Thankfully there are some talented and motivated role models out there who have a strong desire to fight this common narrative, who see the importance in spreading these lessons of self-love and acceptance to all tweens; girls especially. One such role model that we love is social worker, founder of Re-shape Social Enterprises and author of “Love Your Body”, Jessica Sanders.
“Love Your Body” is an empowering book that supports girls in their own positive body image journey; encouraging girls to see their body as a strong and incredible instrument, one that allows them to do, to see and to feel. Jessica introduces the concept of self-love as an on-going journey and includes practical self-care tips with a focus on building resilience and emotional intelligence.
With a target age group of 8-12 year olds, this book is perfect for tween girls – not just those necessarily displaying signs of negative body image. It can even benefit 6-7 year olds if accompanied by an adult. Every girl, no matter what, deserves to be taught about self-love and self-acceptance.
Illustrated by Brazilian artist Carol Rossetti, the book also features powerful illustrations where diversity and difference is celebrated. Even so called body ‘imperfections’ are normalised as girls explore, create and embrace who they are.

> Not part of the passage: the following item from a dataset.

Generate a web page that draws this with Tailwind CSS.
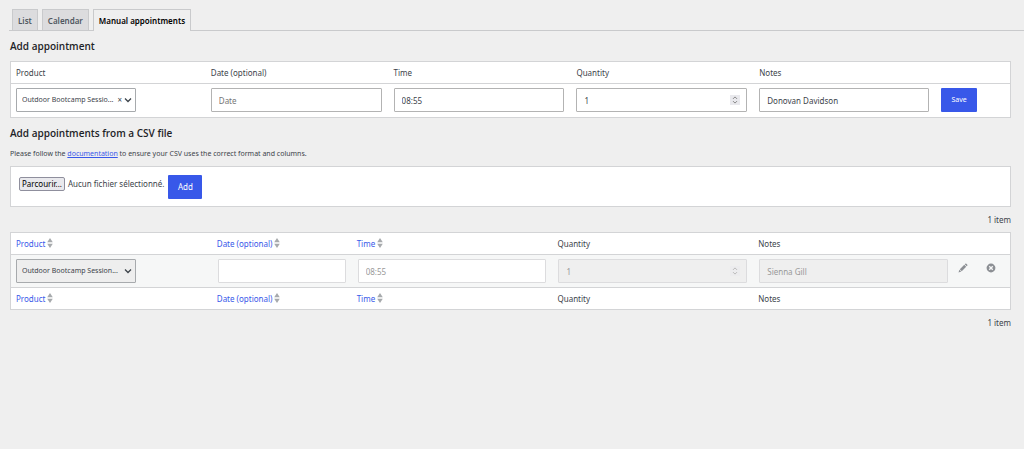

“Well, people tend to look at inspiration as some kind of magic that comes from above at three in the morning and we wake up screaming ‘eureka’… well, at least for me, it never worked this way. Creativity is more like a muscle that we must work every day to keep it functioning. Diversity of bodies is everywhere, we just need to look around. As an artist, I feel the most important thing is to do that: look around, see the people nearby, hear what they have to say, get involved with their stories – see beauty and depth in everyday life.”
Carol Rosetti, Illustrator
We were lucky enough to chat with author Jessica Sanders about “Love Your Body”, her take on body image and the body-positive messages we can be sending as parents of tween girls.
We are so excited to read your new book, and have of course pre-ordered a copy! Can you tell us a bit about your motivation behind writing this book?
Thank you so much! My primary motivation behind creating Love Your Body has always been a desire to combat the dominant narrative, that a girl’s worth is determined by her appearance. This message is sent loud and clear through all forms of media and girls are picking up on it earlier and earlier. I wanted to tell girls a different story, that their bodies are incredible instruments to support them in living their lives, and that they are enough exactly as they are.
How do you introduce concepts like self-love and self-acceptance? Do you have any tips for our mums and parents?
In the book, I introduce self-love as “loving yourself for both what is on the inside and what is on the outside.” I explain to the reader that self-love is not a destination but a journey full of highs and lows. I tell them that self-love is the most important kind of love “because the relationship you have with yourself and your body is the most important relationship you will ever have.”
Parents; start with the primary message of ‘Love Your Body’ which is to appreciate your body for all that it does for you. Mums in particular, your body has literally created life, you are truly incredible. The second would be to ditch comparison, your body is unique and if you are always trying to be someone else you’ll never be content. Lastly, in conversations around bodies, focus on the functionality of that body – not the way it looks. This very much includes talking about your own body, or someone else’s body; children are always listening.
What do you think are some of the biggest factors our girls are battling today, in terms of how bodies are portrayed to them on a daily basis?
Social media, particularly Instagram, has magnified the pressure of perfection. The beauty ideal has always been unattainable, but now girls also feel forced to undergo expensive and dangerous procedures in the pursuit of it. Additionally, the sheer number of highly edited and curated photos they are exposed to on a daily basis is skewing how they see themselves and others. The invention of the ‘selfie’ means that children can self-objectify themselves anytime, anywhere. It’s an incredibly challenging time to be a girl in terms of body image and self-esteem.
What long-term effects do you think negative body image can do to our girls?
We know from the Dove Global Confidence Report that if a girl doesn’t like how she looks 7 out of 10 will not be assertive in their opinion or stick to a decision. Another 8 in 10 will avoid seeing friends and family or trying out for a team or club. These are just a few examples in the way in which negative body image can shape the course of a girl’s life.
What’s a great way for girls to embrace and explore their own style?
Dressing in clothing that makes you feel comfortable, confident, and like yourself is essential. I also think that dressing for how you feel is very important; you don’t have to stick to a particular style, try exploring and experimenting.
What does “perfectly imperfect” mean to you?
To me “perfectly imperfect” means showing yourself enough compassion to accept yourself despite, and because of, your flaws.
There’s a universal message to all girls inside this book; their bodies don’t determine their worth. This is something we at Somewhere Between absolutely support and we were so excited to discover the release of the book “Love Your Body”. We love the message Jessica sends and the powerful way this book portrays girls as strong and capable, with bodies that are perfectly imperfect however they may be.